Material >>
Begin
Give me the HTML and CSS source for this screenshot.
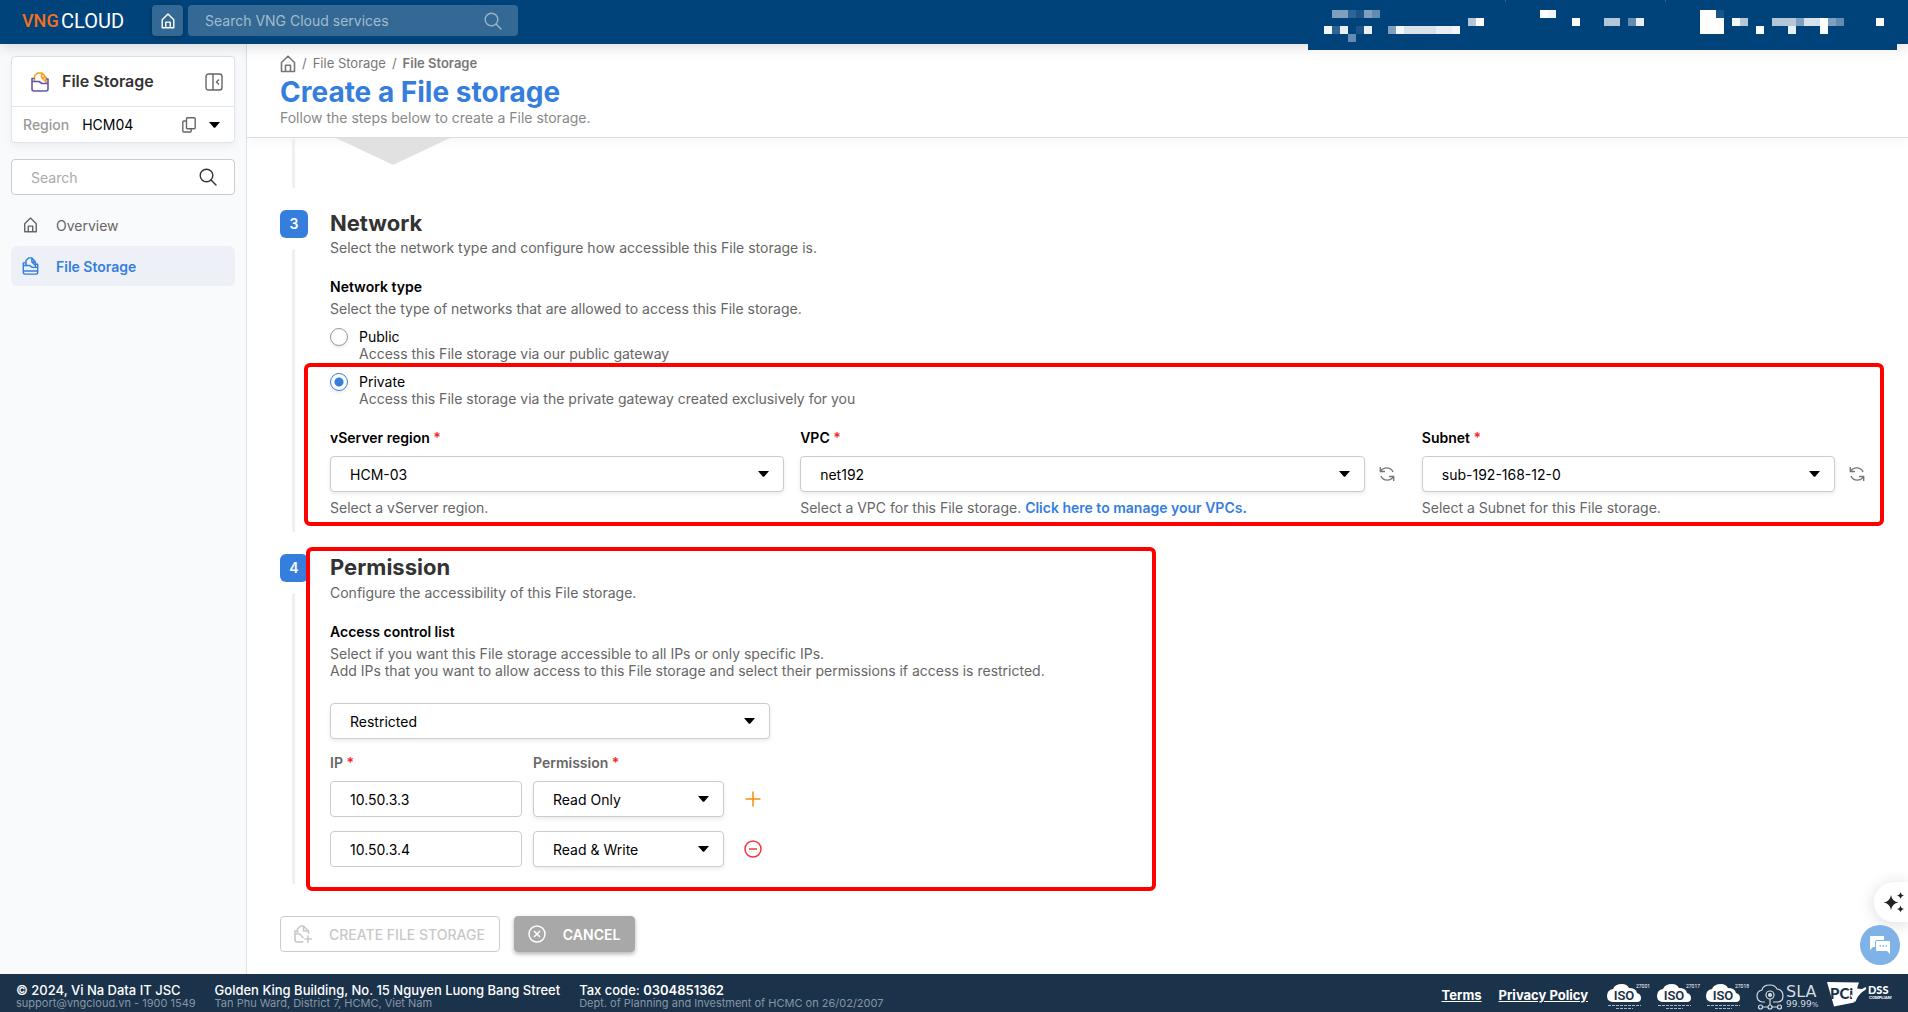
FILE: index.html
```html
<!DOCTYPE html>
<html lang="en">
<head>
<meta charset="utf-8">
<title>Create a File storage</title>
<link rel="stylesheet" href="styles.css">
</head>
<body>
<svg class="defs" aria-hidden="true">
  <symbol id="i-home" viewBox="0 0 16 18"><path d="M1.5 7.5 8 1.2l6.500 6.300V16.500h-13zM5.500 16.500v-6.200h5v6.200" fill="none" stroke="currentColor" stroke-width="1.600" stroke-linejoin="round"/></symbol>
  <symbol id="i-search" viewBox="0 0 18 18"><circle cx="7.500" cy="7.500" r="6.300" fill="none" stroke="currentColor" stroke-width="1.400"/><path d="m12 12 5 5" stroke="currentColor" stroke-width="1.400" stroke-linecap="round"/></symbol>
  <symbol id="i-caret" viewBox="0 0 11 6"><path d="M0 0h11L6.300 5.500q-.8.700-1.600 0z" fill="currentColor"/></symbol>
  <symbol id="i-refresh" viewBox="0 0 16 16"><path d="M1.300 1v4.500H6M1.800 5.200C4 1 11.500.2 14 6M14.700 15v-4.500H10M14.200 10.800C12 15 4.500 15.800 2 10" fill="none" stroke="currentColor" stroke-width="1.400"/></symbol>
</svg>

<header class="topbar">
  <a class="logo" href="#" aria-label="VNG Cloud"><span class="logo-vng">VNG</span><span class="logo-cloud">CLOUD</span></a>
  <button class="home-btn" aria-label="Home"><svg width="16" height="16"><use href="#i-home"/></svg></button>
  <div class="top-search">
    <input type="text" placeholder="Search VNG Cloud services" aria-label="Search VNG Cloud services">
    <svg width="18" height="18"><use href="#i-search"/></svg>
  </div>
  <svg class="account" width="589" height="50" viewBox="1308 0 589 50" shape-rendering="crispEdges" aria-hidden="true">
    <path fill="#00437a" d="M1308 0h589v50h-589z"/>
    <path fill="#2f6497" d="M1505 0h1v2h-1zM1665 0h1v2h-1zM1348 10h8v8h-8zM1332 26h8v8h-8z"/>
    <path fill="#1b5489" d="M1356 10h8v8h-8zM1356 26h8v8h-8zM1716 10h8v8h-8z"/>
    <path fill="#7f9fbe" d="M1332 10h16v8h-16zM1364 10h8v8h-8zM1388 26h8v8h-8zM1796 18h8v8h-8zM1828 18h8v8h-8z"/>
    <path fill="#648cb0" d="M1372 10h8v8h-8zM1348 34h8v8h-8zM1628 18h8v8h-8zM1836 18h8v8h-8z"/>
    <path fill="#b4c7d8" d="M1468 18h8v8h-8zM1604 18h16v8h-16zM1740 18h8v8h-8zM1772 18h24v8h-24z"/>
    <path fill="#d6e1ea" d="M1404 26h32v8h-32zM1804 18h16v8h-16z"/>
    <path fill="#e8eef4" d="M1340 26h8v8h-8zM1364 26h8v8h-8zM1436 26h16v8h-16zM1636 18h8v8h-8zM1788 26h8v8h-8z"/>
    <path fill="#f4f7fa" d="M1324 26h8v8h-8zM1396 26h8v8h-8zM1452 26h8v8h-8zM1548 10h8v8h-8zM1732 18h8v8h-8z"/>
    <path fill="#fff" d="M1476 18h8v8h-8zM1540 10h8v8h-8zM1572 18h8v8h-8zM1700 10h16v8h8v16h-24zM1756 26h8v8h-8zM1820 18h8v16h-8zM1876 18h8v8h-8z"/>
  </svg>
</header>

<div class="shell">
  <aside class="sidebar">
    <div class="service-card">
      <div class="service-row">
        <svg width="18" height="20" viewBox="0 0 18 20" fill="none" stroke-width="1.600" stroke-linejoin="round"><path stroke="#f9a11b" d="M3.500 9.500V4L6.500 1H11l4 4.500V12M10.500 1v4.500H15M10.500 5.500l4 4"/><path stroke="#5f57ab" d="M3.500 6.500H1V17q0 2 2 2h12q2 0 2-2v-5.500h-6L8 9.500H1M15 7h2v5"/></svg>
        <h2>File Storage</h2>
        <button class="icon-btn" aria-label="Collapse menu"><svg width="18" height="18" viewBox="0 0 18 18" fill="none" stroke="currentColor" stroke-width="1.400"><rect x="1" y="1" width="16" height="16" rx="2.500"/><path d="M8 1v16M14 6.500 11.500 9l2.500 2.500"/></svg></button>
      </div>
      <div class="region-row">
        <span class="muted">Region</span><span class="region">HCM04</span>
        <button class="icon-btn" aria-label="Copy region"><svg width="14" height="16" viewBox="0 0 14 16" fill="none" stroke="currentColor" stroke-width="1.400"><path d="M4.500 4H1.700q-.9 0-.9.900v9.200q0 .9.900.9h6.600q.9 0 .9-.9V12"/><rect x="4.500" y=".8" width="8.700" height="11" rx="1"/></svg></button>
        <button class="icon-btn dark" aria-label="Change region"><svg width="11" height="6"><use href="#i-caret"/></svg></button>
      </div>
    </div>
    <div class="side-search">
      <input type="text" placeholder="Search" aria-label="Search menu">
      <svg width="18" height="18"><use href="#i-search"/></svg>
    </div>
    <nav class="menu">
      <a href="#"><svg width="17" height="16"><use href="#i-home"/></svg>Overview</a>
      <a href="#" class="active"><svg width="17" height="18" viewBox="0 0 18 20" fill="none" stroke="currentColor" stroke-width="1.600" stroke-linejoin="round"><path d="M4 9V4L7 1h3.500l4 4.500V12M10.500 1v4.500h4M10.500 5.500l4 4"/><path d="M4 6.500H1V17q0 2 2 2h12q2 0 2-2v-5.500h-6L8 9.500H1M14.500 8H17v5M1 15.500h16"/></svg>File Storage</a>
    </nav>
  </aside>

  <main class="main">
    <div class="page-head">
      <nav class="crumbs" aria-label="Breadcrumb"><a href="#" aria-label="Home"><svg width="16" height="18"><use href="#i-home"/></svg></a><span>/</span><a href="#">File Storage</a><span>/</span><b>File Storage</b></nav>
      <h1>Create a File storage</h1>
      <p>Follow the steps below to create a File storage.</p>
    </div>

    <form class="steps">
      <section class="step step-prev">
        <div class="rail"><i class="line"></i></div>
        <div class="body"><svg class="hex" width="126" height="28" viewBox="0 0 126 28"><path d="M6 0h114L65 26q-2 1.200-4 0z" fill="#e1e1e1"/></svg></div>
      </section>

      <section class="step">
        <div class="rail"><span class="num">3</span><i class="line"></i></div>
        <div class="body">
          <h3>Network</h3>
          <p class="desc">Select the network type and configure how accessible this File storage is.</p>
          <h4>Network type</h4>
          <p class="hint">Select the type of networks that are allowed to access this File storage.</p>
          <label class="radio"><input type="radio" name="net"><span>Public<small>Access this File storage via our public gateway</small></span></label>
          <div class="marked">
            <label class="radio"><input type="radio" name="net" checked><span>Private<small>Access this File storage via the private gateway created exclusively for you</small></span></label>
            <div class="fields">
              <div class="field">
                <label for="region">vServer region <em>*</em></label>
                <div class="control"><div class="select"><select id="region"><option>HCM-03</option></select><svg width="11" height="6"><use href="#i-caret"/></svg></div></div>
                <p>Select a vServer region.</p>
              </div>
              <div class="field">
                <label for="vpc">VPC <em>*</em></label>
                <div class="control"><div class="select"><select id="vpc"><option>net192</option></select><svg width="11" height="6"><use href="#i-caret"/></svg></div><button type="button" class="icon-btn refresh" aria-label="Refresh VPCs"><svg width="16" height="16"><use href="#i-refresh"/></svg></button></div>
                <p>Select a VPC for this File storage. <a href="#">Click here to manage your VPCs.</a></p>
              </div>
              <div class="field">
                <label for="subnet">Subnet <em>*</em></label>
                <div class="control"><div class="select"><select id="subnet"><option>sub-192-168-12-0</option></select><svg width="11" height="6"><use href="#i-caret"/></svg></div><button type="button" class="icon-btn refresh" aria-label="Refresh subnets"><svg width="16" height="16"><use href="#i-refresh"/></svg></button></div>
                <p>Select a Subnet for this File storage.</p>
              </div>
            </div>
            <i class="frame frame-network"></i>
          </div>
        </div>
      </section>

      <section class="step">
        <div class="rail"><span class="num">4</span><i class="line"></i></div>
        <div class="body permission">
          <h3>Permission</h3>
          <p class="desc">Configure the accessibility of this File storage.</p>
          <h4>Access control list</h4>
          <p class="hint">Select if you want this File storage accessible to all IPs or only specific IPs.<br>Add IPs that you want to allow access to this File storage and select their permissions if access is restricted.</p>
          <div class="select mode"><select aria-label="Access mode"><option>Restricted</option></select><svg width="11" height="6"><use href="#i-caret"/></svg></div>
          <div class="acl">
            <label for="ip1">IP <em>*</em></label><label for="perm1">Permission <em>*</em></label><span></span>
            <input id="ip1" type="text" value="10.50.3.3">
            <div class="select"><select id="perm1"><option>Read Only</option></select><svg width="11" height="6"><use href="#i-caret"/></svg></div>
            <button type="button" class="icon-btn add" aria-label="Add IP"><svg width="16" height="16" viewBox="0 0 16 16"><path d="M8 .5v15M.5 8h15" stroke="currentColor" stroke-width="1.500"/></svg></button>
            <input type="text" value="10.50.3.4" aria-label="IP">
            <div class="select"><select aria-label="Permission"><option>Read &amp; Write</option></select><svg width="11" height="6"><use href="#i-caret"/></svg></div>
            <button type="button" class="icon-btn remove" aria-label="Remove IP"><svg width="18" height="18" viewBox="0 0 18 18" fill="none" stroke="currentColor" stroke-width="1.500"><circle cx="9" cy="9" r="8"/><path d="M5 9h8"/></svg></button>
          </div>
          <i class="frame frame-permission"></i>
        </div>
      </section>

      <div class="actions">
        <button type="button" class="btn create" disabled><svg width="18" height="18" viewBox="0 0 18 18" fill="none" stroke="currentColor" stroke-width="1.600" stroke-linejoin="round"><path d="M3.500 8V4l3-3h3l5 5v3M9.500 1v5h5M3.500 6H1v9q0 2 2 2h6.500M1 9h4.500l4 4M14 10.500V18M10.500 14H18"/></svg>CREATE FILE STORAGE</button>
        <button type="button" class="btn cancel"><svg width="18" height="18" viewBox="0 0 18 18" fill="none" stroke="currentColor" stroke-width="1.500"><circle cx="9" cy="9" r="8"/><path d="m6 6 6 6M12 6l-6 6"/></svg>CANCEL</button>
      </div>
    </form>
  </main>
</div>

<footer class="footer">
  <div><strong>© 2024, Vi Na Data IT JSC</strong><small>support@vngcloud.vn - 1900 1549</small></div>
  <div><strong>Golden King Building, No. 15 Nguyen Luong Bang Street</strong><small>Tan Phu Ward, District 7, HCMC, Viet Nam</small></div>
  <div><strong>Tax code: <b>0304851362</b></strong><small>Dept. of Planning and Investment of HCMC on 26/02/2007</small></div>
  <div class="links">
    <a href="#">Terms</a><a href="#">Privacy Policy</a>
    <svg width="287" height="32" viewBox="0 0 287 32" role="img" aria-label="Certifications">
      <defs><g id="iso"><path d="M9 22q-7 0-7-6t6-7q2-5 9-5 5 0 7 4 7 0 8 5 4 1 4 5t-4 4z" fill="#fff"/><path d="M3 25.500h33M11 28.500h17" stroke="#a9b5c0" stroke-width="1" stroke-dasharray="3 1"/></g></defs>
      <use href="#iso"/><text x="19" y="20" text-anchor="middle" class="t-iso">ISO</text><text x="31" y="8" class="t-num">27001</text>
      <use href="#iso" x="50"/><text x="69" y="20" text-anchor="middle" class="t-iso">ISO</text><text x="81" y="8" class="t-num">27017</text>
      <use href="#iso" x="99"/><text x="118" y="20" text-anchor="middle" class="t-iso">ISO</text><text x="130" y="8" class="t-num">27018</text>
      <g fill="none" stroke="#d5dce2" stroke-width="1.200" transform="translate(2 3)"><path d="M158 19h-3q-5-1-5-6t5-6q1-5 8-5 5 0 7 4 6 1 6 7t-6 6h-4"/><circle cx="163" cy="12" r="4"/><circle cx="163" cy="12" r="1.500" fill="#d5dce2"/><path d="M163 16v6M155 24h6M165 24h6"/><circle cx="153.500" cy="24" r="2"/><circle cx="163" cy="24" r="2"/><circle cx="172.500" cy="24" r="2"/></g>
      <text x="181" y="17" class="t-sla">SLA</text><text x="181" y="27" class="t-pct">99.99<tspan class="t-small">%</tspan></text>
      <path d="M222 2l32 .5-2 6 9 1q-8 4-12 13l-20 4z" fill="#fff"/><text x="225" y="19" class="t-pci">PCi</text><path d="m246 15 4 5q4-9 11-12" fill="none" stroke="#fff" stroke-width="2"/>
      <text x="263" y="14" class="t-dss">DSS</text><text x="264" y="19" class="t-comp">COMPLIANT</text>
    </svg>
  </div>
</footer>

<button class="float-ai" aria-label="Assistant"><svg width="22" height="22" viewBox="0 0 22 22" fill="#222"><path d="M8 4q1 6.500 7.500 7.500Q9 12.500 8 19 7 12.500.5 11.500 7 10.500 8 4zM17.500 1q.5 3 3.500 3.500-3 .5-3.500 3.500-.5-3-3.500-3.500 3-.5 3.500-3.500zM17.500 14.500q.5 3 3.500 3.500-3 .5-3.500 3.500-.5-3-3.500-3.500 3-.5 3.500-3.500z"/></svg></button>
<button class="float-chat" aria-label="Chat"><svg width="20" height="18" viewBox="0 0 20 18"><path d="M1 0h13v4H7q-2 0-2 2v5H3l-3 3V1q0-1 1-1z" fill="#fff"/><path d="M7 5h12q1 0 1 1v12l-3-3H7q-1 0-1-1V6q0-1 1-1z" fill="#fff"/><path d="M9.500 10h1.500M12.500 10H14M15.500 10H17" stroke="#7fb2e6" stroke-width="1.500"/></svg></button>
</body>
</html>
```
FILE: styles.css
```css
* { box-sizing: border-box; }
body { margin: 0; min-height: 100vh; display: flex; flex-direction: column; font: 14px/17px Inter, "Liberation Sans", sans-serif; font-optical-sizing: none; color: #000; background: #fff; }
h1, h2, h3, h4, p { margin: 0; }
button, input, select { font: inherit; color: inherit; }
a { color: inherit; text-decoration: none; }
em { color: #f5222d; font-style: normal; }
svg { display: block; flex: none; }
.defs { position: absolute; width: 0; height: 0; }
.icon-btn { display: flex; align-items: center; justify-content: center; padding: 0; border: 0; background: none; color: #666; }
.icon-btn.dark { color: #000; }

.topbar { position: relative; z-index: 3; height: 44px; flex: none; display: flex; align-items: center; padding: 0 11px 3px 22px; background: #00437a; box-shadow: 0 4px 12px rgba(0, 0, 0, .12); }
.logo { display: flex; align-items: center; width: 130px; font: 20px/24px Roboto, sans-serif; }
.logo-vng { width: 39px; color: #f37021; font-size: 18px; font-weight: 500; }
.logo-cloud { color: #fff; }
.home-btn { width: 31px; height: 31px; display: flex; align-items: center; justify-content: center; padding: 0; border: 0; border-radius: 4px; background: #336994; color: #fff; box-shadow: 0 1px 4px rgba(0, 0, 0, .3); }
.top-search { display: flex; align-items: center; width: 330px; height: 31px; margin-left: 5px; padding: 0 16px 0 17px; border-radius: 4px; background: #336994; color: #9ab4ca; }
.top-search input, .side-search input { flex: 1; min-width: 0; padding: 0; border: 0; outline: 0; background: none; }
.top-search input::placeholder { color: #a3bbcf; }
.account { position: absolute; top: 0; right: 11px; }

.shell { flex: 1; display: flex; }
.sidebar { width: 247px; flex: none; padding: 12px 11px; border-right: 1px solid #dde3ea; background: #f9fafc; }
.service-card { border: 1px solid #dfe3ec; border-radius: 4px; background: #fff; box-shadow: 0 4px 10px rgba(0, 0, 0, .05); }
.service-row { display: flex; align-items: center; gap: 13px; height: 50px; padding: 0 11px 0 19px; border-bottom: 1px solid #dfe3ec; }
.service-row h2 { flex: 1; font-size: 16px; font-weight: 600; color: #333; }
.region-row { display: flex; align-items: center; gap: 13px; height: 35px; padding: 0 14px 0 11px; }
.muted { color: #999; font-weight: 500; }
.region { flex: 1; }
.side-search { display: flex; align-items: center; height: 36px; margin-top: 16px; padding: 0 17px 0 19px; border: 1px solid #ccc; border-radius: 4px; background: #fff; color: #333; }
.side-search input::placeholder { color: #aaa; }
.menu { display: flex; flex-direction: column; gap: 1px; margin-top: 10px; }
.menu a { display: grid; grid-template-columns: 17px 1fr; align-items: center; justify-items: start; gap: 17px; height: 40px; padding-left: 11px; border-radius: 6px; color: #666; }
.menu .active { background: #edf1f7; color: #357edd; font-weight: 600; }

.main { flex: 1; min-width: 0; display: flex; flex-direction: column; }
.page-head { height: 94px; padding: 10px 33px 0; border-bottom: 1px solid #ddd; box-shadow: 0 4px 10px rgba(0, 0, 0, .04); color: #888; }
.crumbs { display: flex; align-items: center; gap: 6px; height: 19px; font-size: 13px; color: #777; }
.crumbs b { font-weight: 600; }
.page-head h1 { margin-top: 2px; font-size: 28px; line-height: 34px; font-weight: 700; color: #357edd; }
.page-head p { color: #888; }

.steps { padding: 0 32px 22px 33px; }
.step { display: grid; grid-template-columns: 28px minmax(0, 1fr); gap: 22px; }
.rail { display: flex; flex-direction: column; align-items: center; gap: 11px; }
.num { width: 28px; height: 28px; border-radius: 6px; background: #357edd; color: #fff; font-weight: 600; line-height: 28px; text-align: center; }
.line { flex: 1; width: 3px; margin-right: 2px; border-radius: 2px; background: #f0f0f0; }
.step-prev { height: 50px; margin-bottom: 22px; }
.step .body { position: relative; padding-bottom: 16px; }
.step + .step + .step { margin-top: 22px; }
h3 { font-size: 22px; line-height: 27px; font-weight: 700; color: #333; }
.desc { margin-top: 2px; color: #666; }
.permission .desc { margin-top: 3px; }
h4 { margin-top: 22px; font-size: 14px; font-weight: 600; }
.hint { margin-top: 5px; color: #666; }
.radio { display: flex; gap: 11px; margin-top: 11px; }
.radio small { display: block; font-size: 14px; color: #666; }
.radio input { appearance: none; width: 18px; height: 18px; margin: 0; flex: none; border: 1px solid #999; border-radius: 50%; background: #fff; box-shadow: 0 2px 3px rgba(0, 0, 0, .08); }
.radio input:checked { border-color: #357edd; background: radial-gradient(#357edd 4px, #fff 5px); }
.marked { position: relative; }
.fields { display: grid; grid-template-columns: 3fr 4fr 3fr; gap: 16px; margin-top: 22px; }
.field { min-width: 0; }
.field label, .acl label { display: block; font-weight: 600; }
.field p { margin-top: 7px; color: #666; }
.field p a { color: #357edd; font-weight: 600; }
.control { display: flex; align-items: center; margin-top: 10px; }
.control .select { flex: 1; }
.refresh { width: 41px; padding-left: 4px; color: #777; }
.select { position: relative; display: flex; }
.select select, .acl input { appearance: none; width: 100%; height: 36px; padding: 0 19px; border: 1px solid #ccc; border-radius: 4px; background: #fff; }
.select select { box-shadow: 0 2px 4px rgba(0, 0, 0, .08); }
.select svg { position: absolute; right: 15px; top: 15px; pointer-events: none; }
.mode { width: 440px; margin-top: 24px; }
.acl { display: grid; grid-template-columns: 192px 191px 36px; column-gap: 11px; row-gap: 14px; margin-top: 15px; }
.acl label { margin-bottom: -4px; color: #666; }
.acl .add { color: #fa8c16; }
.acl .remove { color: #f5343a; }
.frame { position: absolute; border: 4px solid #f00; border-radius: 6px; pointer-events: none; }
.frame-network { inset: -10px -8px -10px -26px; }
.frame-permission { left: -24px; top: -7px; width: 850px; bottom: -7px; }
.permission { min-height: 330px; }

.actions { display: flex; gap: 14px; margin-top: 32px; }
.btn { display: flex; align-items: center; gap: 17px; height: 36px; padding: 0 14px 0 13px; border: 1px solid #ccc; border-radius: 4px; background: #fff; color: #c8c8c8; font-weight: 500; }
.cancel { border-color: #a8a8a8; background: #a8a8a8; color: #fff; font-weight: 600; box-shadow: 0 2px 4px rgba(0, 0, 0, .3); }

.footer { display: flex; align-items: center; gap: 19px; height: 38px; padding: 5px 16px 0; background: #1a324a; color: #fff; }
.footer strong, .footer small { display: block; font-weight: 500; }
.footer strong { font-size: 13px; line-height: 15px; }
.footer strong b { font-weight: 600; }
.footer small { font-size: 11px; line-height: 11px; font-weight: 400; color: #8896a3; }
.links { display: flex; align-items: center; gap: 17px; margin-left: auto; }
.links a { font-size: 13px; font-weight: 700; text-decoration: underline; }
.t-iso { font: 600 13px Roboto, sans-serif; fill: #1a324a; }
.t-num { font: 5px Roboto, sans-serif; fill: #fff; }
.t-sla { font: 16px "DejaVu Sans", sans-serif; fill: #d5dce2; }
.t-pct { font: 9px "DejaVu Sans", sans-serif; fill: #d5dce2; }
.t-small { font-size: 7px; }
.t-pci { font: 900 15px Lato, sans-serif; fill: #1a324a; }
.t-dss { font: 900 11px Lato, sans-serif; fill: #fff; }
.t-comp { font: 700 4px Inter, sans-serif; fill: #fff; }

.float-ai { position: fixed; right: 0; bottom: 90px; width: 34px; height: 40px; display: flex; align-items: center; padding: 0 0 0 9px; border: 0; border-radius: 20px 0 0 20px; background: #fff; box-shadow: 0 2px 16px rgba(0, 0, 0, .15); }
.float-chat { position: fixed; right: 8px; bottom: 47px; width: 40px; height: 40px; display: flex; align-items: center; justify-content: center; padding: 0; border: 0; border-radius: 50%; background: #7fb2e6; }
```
End
Copy out every line holding the string "this".

Exercise response >>
Give me the HTML and CSS source for this screenshot.
          <p class="desc">Select the network type and configure how accessible this File storage is.</p>
          <p class="hint">Select the type of networks that are allowed to access this File storage.</p>
          <label class="radio"><input type="radio" name="net"><span>Public<small>Access this File storage via our public gateway</small></span></label>
            <label class="radio"><input type="radio" name="net" checked><span>Private<small>Access this File storage via the private gateway created exclusively for you</small></span></label>
                <p>Select a VPC for this File storage. <a href="#">Click here to manage your VPCs.</a></p>
                <p>Select a Subnet for this File storage.</p>
          <p class="desc">Configure the accessibility of this File storage.</p>
          <p class="hint">Select if you want this File storage accessible to all IPs or only specific IPs.<br>Add IPs that you want to allow access to this File storage and select their permissions if access is restricted.</p>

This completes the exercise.